The sound appeared again on a showcase for the trombone
section, ''Sunny Side of the Street,'' a comment on the famous Sy
Oliver chart for Tommy Dorsey during which four of the best section
men in the business got solo space: Maurice Spears, Ira Nepus,
George Bohannon and Thurman Green. Oh, can they play!
YOUNG
DIANA KRALL
TOOK HER PLACE inside this warm misty sound
when it came her turn to sing, rendering ''The Gentle Rain''
as though she were one of the veteran sidemen. She backed herself
on piano, too, in a couple of charming trio numbers.

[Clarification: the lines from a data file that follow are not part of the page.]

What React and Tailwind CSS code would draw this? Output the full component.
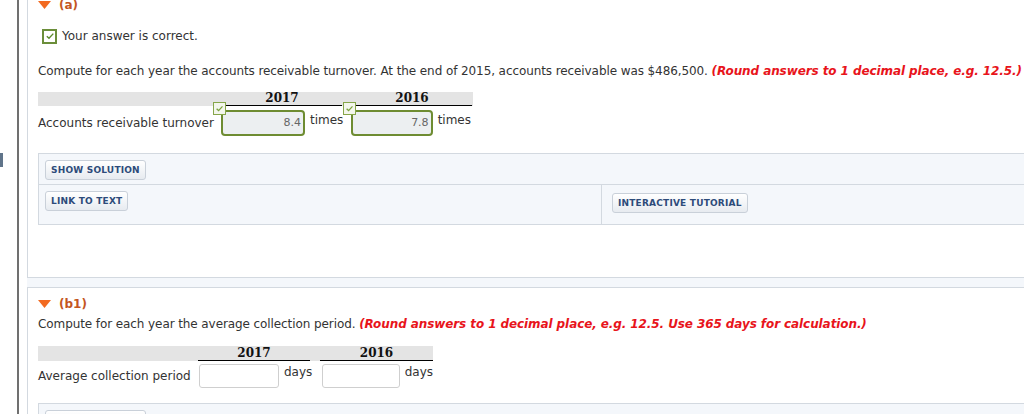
import React from "react";

const CheckMark = ({ size = 10, stroke = "#5b8a2b" }) => (
  <svg width={size} height={size} viewBox="0 0 10 10">
    <path d="M1.8 5.2 L4 7.3 L8.3 2.6" fill="none" stroke={stroke} strokeWidth="1.4" />
  </svg>
);

const Heading = ({ label, className }) => (
  <div className={`flex items-center h-[16px] ${className}`}>
    <svg width="13" height="8" viewBox="0 0 13 8" className="mr-[8px]">
      <polygon points="0,0 13,0 6.5,8" fill="#f26a21" />
    </svg>
    <span className="font-bold text-[12px] text-[#c4561f]">{label}</span>
  </div>
);

const ActionButton = ({ children }) => (
  <button className="h-[20px] px-[5px] rounded-[3px] border border-[#c9d0d9] bg-gradient-to-b from-white to-[#e7ebf0] text-[9px] font-bold text-[#2d4b7a] leading-none tracking-[0.2px]">
    {children}
  </button>
);

const ActionBox = () => (
  <div className="mr-[-2px] border border-[#d3d9e0] bg-[#f4f7fb]">
    <div className="h-[31px] pl-[6px] pt-[6px] border-b border-[#d3d9e0]">
      <ActionButton>SHOW SOLUTION</ActionButton>
    </div>
    <div className="flex h-[39px]">
      <div className="w-[563px] pl-[6px] pt-[6px] border-r border-[#d3d9e0]">
        <ActionButton>LINK TO TEXT</ActionButton>
      </div>
      <div className="flex-1 pl-[10px] pt-[8px]">
        <ActionButton>INTERACTIVE TUTORIAL</ActionButton>
      </div>
    </div>
  </div>
);

const AnswerCell = ({ value, unit, width }) => (
  <div className={`relative flex items-start ${width}`}>
    <div className="absolute left-[-8px] top-[-8px] w-[13px] h-[13px] border border-[#86a64a] bg-[#f3f6ec] flex items-center justify-center">
      <CheckMark size={9} stroke="#7aa23c" />
    </div>
    <div className="w-[84px] h-[26px] rounded-[4px] border-2 border-[#6e8c32] bg-[#eceff1] flex items-center justify-end pr-[2px] text-[11px] text-[#666]">
      {value}
    </div>
    <span className="ml-[5px] pt-[2px] text-[12px] text-[#333]">{unit}</span>
  </div>
);

const EmptyCell = ({ unit, width }) => (
  <div className={`flex items-start ${width}`}>
    <div className="w-[80px] h-[24px] rounded-[3px] border border-[#cfcfcf] bg-white" />
    <span className="ml-[5px] text-[12px] text-[#333]">{unit}</span>
  </div>
);

export default function App() {
  return (
    <div className="w-[1024px] h-[414px] overflow-hidden bg-white flex font-['DejaVu_Sans','Liberation_Sans',sans-serif] text-[12px] leading-[16px] text-[#333]">
      <div className="w-[17px] shrink-0 pt-[153px]">
        <div className="w-[3px] h-[14px] bg-[#60748a]" />
      </div>
      <div className="w-[2px] shrink-0 bg-[#707070]" />
      <div className="flex-1 min-w-0 pl-[8px]">
        {/* part (a) */}
        <section className="border-l border-b border-[#d3d9e0] bg-white pl-[10px] pb-[52px]">
          <Heading label="(a)" className="-mt-[3px]" />
          <div className="flex items-center mt-[15px] ml-[4px]">
            <div className="w-[15px] h-[15px] border-2 border-[#6b8e3a] bg-white flex items-center justify-center">
              <CheckMark size={10} />
            </div>
            <span className="ml-[5px]">Your answer is correct.</span>
          </div>
          <p className="mt-[19px] whitespace-nowrap tracking-[-0.09px]">
            Compute for each year the accounts receivable turnover. At the end of 2015, accounts receivable was $486,500.{" "}
            <span className="font-bold italic text-[#e8141b]">(Round answers to 1 decimal place, e.g. 12.5.)</span>
          </p>
          <div className="mt-[13px] w-[435px]">
            <div className="flex h-[14px] bg-[#e4e4e4] font-['DejaVu_Serif',serif] font-bold text-[12px] leading-[13px] text-[#111]">
              <div className="w-[184px]" />
              <div className="w-[120px] text-center border-b border-black">2017</div>
              <div className="w-[10px]" />
              <div className="w-[120px] text-center border-b border-black">2016</div>
            </div>
            <div className="flex items-start pt-[4px]">
              <div className="w-[183px] pt-[5px]">Accounts receivable turnover</div>
              <AnswerCell value="8.4" unit="times" width="w-[130px]" />
              <AnswerCell value="7.8" unit="times" width="w-[120px]" />
            </div>
          </div>
          <div className="mt-[17px]">
            <ActionBox />
          </div>
        </section>

        <div className="h-[9px] bg-[#f4f7fb]" />

        {/* part (b1) */}
        <section className="border-l border-t border-[#d3d9e0] bg-white pl-[10px]">
          <Heading label="(b1)" className="mt-[8px]" />
          <p className="mt-[4px] whitespace-nowrap tracking-[-0.09px]">
            Compute for each year the average collection period.{" "}
            <span className="font-bold italic text-[#e8141b]">
              (Round answers to 1 decimal place, e.g. 12.5. Use 365 days for calculation.)
            </span>
          </p>
          <div className="mt-[14px] w-[395px]">
            <div className="flex h-[15px] bg-[#e4e4e4] font-['DejaVu_Serif',serif] font-bold text-[12px] leading-[14px] text-[#111]">
              <div className="w-[160px]" />
              <div className="w-[112px] text-center border-b border-black">2017</div>
              <div className="w-[10px]" />
              <div className="w-[113px] text-center border-b border-black">2016</div>
            </div>
            <div className="flex items-start pt-[3px]">
              <div className="w-[161px] pt-[4px]">Average collection period</div>
              <EmptyCell unit="days" width="w-[123px]" />
              <EmptyCell unit="days" width="w-[111px]" />
            </div>
          </div>
          <div className="mt-[15px]">
            <ActionBox />
          </div>
        </section>
      </div>
    </div>
  );
}
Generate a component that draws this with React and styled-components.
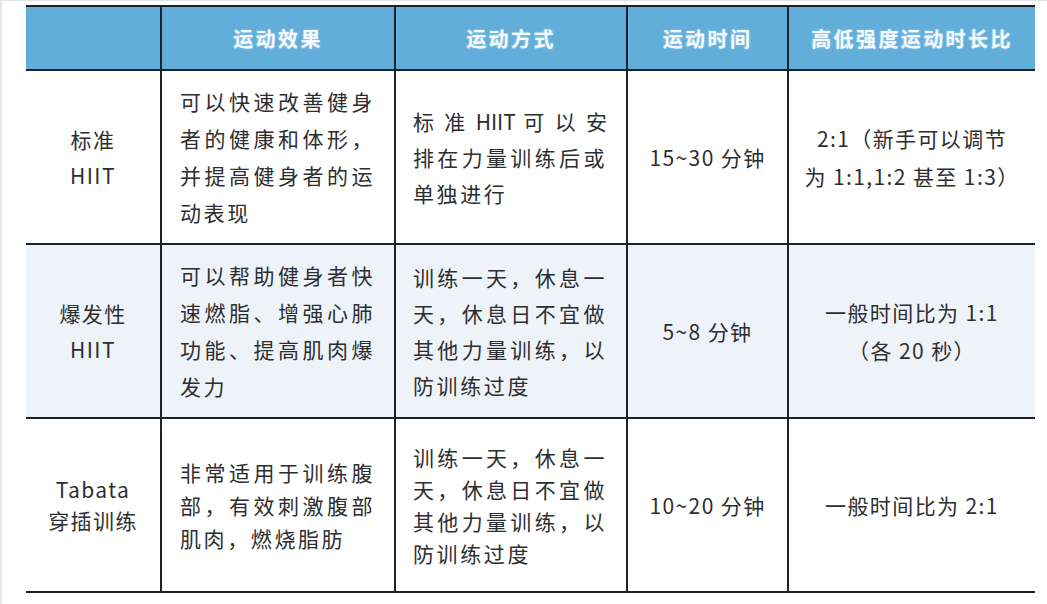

She swings out
and is not afraid on that instrument, and her singing is
confidential and delightful.
A tribute to Duke Ellington closed the program, during which
Jeff Clayton soared as sinuously as Johnny Hodges on Billy
Strayhorn's ''Star Crossed Lovers,'' taking a very beautiful
solo. Bill Cunliffe made like Ellington on his piano to
introduce ''Things Ain't What They Used to Be.''
That brought the band back in full but elegant cry as they
fulfilled their aspiration to get up on top of the top.